Look for the word "index" in the entries below, then copy every line that has it.

Records with interface code:
┏━━
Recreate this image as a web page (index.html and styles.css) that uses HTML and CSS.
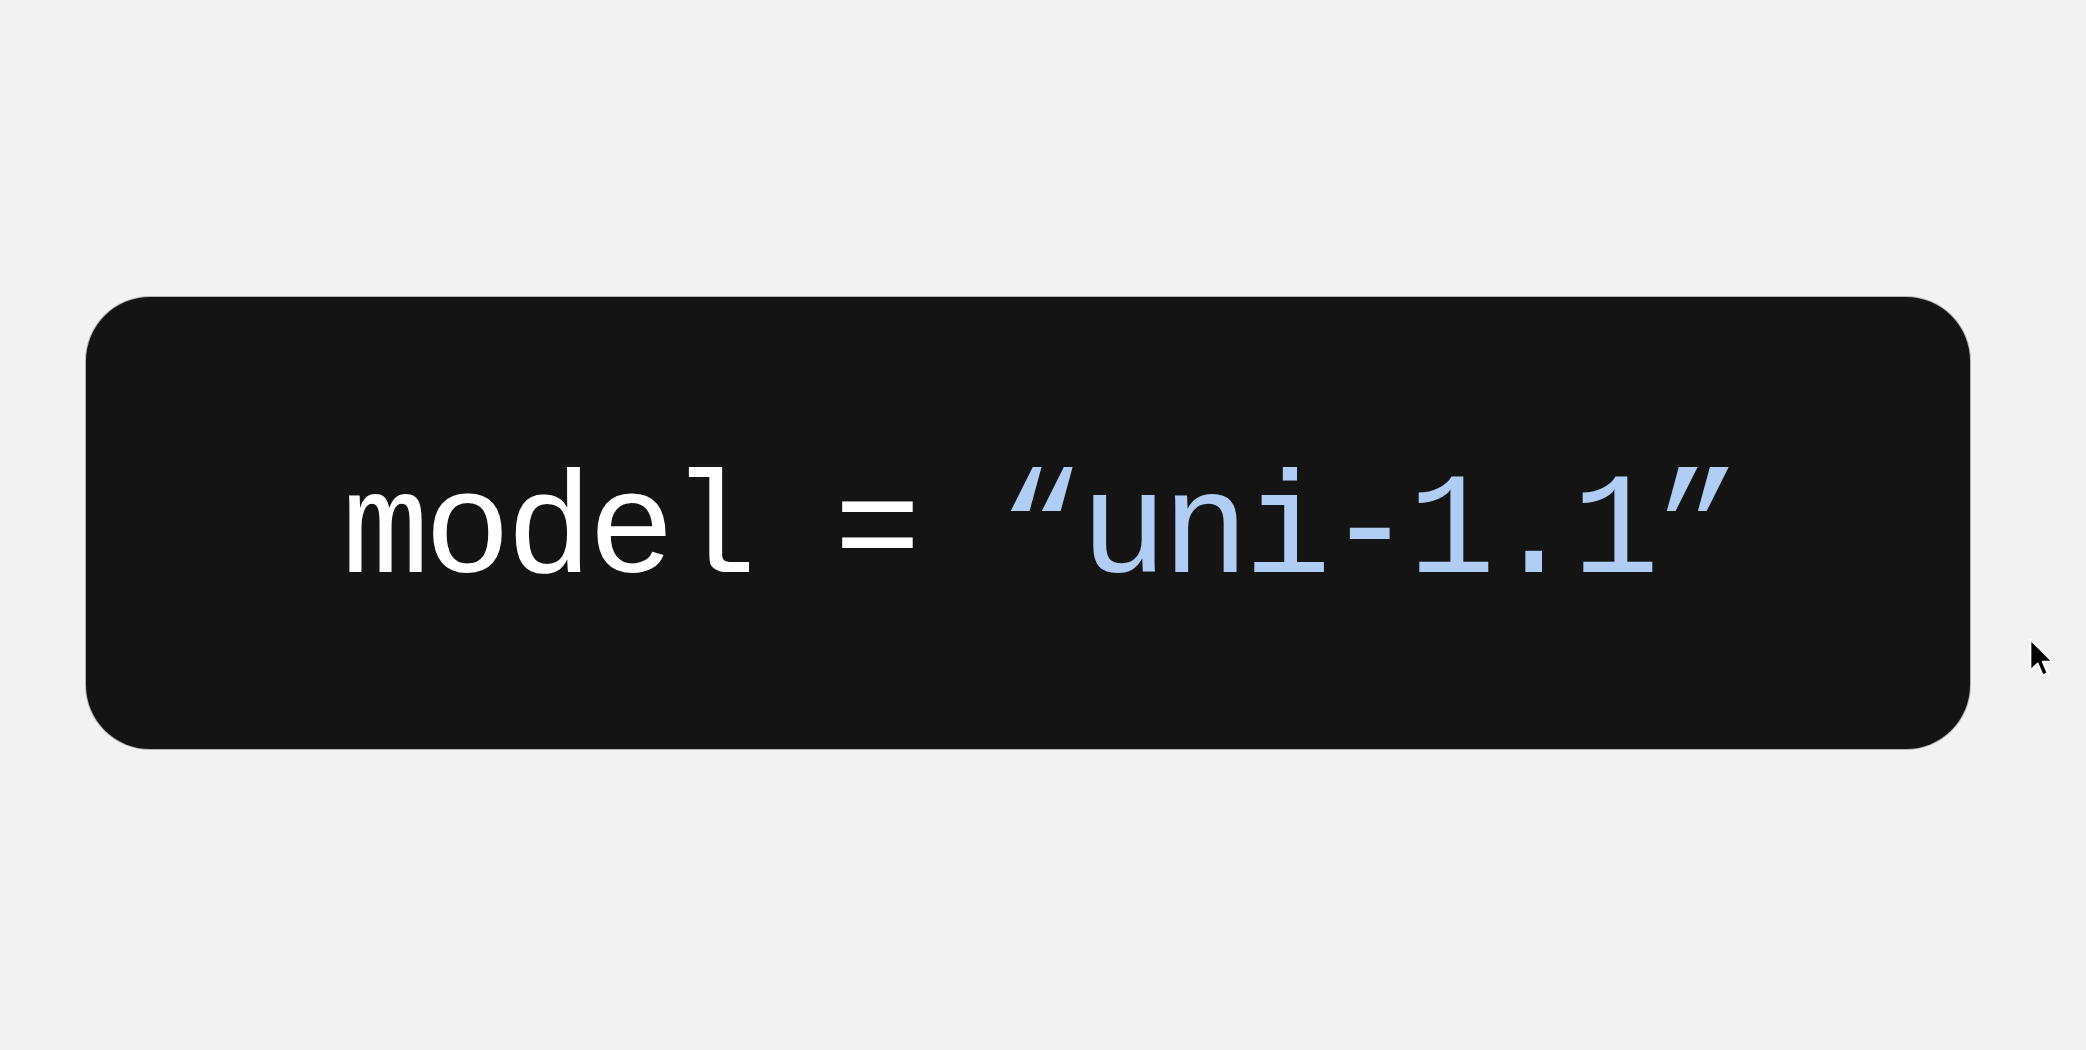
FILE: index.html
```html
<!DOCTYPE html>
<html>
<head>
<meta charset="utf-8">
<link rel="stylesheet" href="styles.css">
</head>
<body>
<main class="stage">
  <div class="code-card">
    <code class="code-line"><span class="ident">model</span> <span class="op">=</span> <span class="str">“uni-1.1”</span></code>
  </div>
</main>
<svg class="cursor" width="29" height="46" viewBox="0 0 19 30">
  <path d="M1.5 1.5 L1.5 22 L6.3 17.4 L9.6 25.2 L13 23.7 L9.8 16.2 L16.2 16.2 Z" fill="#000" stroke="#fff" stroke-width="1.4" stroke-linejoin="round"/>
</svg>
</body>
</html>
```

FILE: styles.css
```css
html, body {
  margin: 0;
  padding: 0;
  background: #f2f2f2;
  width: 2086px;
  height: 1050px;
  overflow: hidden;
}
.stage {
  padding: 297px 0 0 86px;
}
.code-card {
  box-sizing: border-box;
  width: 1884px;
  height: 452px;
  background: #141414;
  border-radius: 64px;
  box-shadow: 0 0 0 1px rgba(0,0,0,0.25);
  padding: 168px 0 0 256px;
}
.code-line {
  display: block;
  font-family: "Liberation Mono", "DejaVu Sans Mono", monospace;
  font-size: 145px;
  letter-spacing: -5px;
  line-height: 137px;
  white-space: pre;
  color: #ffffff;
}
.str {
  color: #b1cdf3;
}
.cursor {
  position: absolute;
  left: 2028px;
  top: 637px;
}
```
┗━━
┏━━
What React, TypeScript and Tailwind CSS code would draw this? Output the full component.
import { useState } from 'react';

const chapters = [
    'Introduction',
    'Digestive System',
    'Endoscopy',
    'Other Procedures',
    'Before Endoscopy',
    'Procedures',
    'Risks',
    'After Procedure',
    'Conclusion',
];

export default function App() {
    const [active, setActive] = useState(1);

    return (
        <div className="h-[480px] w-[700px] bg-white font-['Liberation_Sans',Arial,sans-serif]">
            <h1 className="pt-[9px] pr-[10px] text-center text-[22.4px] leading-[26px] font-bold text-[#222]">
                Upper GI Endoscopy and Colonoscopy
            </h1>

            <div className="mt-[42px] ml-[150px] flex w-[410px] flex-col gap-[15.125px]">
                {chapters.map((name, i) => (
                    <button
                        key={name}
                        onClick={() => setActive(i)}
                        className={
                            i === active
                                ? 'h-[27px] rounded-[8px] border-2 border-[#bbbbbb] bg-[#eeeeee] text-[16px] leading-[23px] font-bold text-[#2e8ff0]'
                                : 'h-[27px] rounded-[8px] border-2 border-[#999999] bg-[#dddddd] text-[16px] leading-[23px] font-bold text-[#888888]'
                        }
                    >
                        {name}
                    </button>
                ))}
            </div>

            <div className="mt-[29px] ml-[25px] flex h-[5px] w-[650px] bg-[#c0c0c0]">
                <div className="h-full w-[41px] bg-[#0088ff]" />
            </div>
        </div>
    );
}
┗━━
• [EXERCISE SOLUTION]
Recreate this image as a web page (index.html and styles.css) that uses HTML and CSS.
FILE: index.html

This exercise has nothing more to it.